● TASK TO COMPLETE: Collect each line containing "page".

════════════════

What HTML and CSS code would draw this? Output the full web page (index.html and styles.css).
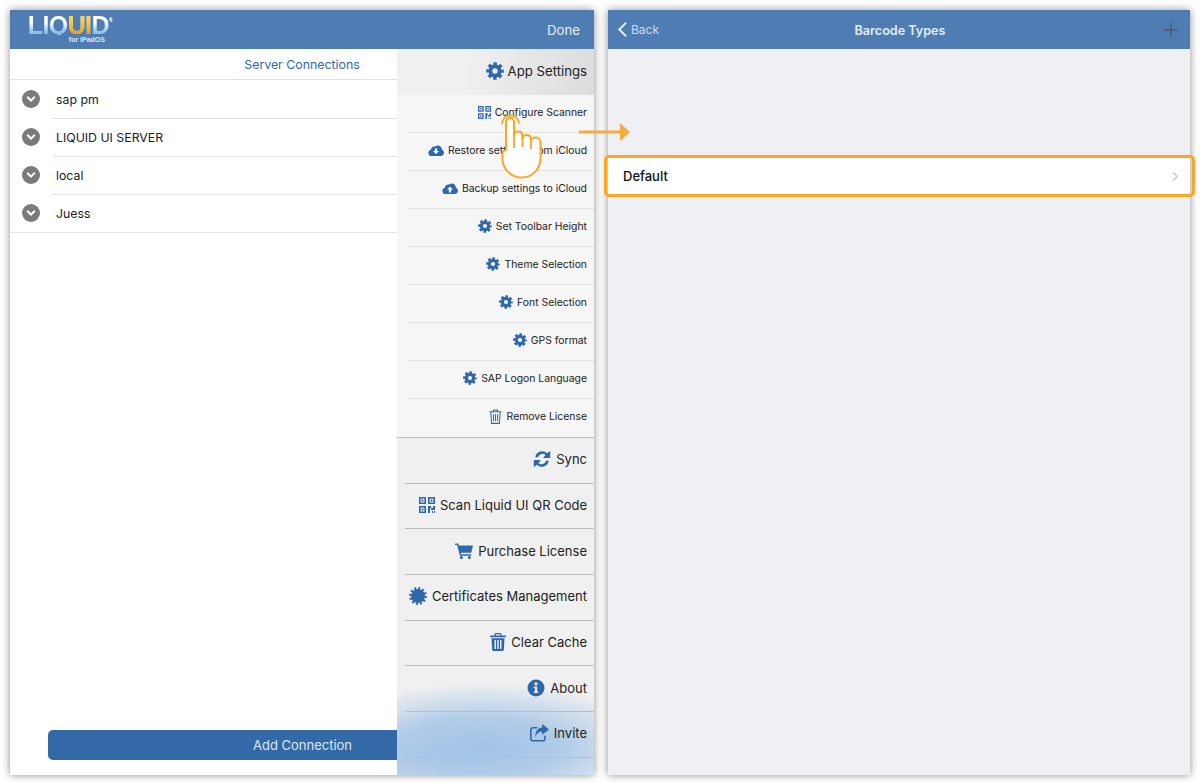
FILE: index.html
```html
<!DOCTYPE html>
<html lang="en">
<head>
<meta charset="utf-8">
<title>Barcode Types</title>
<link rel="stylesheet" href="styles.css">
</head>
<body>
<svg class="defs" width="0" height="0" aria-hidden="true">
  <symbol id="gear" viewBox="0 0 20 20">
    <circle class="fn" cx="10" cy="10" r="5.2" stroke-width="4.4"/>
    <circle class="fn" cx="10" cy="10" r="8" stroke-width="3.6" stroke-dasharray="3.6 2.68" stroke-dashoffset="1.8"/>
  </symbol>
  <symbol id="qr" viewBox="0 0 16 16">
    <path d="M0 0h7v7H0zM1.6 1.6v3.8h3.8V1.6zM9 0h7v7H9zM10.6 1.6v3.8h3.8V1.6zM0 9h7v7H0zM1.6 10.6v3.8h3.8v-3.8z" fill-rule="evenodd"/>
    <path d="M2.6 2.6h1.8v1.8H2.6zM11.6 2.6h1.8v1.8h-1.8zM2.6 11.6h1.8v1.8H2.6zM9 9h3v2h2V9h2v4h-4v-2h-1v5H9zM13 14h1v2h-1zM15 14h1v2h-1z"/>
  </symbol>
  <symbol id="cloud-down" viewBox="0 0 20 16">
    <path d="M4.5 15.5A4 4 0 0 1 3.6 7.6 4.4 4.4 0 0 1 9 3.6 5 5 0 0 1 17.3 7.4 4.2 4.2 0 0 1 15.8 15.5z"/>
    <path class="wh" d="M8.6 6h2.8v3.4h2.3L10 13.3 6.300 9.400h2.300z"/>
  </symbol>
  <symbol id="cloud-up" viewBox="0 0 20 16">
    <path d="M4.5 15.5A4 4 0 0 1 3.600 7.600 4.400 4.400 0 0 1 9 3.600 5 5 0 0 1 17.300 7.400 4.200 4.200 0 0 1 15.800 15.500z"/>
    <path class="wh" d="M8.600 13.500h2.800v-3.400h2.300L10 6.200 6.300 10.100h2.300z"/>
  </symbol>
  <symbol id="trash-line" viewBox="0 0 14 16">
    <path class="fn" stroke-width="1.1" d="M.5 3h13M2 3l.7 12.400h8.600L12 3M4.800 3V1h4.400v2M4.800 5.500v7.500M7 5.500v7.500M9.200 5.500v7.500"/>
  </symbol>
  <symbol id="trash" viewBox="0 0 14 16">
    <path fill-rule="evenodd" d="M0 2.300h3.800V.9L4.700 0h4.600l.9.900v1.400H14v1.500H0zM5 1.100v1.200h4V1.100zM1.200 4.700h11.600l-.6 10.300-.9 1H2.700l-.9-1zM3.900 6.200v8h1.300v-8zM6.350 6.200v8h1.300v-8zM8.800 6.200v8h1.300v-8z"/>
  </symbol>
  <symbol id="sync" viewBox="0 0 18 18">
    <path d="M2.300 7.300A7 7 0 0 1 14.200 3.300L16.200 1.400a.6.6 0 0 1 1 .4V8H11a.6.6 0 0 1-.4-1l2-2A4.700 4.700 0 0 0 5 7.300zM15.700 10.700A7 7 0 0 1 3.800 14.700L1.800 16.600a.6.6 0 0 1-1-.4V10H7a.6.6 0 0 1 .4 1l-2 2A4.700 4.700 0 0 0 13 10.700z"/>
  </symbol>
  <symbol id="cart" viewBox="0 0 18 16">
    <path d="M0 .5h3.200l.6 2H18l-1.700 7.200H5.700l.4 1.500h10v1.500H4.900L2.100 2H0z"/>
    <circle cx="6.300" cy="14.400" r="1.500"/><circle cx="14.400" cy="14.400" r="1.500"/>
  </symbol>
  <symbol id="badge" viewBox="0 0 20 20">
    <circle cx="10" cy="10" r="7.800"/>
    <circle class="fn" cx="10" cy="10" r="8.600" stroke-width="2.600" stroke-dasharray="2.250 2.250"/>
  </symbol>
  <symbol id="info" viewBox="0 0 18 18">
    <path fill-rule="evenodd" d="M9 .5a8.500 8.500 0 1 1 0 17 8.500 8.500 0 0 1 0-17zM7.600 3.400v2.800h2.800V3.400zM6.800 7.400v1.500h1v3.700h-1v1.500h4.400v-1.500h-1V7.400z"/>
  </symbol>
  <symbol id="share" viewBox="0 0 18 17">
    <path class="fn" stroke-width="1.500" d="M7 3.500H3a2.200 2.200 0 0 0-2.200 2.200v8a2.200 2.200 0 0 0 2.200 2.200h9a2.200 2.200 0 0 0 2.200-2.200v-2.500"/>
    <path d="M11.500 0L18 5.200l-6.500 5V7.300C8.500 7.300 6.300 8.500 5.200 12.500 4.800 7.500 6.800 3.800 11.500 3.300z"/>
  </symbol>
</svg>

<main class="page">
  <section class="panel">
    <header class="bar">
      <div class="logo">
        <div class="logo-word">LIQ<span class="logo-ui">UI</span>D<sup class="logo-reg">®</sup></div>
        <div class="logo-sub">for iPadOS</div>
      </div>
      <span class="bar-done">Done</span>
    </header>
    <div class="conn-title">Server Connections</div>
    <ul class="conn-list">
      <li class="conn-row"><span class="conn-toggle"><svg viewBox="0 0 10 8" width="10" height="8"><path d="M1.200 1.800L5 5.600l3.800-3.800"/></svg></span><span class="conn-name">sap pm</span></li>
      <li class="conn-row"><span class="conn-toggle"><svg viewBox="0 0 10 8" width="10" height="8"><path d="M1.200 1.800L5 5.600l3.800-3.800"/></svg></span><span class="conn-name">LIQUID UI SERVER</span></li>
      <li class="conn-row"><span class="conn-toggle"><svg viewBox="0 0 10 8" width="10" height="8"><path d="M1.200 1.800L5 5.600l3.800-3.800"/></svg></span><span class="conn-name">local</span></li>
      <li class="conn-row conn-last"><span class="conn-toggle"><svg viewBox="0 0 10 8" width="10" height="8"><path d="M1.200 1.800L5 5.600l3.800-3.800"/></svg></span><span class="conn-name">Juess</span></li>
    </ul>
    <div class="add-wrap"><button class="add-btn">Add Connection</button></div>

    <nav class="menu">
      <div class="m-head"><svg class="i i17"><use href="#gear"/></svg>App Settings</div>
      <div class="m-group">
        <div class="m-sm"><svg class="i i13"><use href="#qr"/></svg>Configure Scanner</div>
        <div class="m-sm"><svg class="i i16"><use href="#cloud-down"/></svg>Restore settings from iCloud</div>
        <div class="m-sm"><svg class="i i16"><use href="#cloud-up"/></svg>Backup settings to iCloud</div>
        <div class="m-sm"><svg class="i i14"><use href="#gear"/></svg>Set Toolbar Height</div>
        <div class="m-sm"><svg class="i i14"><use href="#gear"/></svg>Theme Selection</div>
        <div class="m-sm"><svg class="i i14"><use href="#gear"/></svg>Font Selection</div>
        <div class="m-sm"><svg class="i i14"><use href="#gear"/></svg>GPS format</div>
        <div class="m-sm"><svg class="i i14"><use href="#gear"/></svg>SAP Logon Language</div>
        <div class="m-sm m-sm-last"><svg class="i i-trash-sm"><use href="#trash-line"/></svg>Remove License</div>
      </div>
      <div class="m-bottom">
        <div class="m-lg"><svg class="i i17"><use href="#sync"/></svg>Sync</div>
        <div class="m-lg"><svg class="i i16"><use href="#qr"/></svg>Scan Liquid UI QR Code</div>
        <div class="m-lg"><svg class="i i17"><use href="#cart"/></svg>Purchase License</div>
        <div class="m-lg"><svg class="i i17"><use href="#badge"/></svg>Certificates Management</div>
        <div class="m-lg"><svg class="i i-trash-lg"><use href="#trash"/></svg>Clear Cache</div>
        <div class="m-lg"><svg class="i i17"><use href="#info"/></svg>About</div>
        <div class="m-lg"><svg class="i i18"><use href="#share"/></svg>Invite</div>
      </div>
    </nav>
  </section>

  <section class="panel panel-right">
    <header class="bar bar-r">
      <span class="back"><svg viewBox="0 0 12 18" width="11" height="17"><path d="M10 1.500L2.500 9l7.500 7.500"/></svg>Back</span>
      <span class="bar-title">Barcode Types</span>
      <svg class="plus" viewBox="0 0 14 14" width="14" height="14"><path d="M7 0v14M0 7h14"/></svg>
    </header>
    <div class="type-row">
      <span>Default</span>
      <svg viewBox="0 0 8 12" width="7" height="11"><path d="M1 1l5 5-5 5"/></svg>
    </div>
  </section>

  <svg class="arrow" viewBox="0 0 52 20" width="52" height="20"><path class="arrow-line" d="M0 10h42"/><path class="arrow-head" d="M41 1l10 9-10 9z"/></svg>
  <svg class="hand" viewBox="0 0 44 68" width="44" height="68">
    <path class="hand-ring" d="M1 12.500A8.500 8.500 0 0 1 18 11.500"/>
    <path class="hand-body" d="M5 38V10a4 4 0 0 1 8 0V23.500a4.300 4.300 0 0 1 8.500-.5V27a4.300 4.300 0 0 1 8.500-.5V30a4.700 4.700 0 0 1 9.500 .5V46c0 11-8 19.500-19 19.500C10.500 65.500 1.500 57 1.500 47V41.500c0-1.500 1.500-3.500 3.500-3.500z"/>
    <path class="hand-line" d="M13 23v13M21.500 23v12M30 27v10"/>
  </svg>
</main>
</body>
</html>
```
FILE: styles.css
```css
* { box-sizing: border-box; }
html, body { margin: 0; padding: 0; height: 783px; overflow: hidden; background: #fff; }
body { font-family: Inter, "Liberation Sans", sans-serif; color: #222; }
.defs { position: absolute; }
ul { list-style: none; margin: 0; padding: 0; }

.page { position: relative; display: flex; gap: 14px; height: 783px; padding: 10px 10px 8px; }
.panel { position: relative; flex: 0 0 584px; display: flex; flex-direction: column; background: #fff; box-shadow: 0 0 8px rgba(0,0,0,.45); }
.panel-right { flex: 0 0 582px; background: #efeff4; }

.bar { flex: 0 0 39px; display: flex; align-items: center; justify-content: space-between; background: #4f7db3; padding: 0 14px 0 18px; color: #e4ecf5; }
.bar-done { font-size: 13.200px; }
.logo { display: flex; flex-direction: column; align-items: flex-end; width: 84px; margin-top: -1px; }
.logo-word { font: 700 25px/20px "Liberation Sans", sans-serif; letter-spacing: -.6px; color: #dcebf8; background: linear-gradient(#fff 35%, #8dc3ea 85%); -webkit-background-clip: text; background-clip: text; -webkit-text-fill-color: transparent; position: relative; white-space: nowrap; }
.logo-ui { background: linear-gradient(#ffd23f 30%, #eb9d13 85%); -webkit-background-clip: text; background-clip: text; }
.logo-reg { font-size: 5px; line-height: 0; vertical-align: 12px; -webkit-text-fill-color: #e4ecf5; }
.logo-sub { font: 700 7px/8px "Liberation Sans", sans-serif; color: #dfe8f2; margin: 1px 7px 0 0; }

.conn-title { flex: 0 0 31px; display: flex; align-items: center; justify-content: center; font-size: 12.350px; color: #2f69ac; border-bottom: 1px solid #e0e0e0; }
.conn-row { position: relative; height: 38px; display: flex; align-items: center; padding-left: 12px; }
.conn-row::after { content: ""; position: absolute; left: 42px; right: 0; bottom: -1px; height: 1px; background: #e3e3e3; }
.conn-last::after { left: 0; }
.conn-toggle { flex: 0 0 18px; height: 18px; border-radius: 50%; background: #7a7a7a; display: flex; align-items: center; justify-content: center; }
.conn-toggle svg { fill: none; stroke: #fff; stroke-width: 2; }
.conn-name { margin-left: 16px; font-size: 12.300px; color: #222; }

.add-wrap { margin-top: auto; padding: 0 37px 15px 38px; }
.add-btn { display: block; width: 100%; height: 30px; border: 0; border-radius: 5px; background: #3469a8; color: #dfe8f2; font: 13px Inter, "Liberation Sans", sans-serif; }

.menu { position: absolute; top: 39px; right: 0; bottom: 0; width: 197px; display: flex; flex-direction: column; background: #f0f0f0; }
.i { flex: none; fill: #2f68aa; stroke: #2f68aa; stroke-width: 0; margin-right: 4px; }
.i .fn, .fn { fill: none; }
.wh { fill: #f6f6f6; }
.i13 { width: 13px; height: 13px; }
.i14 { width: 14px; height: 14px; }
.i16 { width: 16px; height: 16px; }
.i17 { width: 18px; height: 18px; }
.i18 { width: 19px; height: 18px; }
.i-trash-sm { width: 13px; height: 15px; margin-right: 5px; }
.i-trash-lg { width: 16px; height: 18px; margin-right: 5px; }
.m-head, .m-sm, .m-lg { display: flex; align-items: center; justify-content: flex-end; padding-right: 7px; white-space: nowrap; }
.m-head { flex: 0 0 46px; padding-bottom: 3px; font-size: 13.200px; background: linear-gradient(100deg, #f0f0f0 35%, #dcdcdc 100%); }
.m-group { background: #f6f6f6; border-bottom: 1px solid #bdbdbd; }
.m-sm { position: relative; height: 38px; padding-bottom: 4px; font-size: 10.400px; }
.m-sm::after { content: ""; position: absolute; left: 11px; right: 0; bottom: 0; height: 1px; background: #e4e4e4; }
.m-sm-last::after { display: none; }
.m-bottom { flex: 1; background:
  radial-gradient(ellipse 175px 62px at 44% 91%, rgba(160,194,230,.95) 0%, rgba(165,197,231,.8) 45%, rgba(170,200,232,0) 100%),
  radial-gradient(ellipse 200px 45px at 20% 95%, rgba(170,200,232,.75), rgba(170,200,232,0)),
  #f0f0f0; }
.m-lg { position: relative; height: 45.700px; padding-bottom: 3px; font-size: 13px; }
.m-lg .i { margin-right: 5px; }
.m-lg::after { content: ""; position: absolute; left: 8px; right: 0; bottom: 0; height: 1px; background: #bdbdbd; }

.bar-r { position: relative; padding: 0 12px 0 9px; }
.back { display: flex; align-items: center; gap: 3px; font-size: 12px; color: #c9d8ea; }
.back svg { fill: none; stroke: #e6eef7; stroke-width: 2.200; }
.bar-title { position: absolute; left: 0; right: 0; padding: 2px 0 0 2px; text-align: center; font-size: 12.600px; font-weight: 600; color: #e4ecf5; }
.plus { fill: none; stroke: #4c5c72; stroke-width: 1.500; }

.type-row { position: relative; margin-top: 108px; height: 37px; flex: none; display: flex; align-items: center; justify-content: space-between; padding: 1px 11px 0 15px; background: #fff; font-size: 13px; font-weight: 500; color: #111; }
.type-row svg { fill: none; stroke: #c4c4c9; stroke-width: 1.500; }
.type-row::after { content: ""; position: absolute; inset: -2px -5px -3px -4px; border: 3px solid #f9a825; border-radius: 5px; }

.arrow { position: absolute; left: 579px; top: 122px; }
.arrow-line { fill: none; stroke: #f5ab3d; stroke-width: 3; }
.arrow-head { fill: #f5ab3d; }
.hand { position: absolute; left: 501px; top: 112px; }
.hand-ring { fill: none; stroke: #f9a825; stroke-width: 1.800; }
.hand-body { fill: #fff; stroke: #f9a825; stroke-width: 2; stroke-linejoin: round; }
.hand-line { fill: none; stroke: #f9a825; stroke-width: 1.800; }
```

════════════════

● COMPLETED EXERCISE:
What HTML and CSS code would draw this? Output the full web page (index.html and styles.css).
<main class="page">
.page { position: relative; display: flex; gap: 14px; height: 783px; padding: 10px 10px 8px; }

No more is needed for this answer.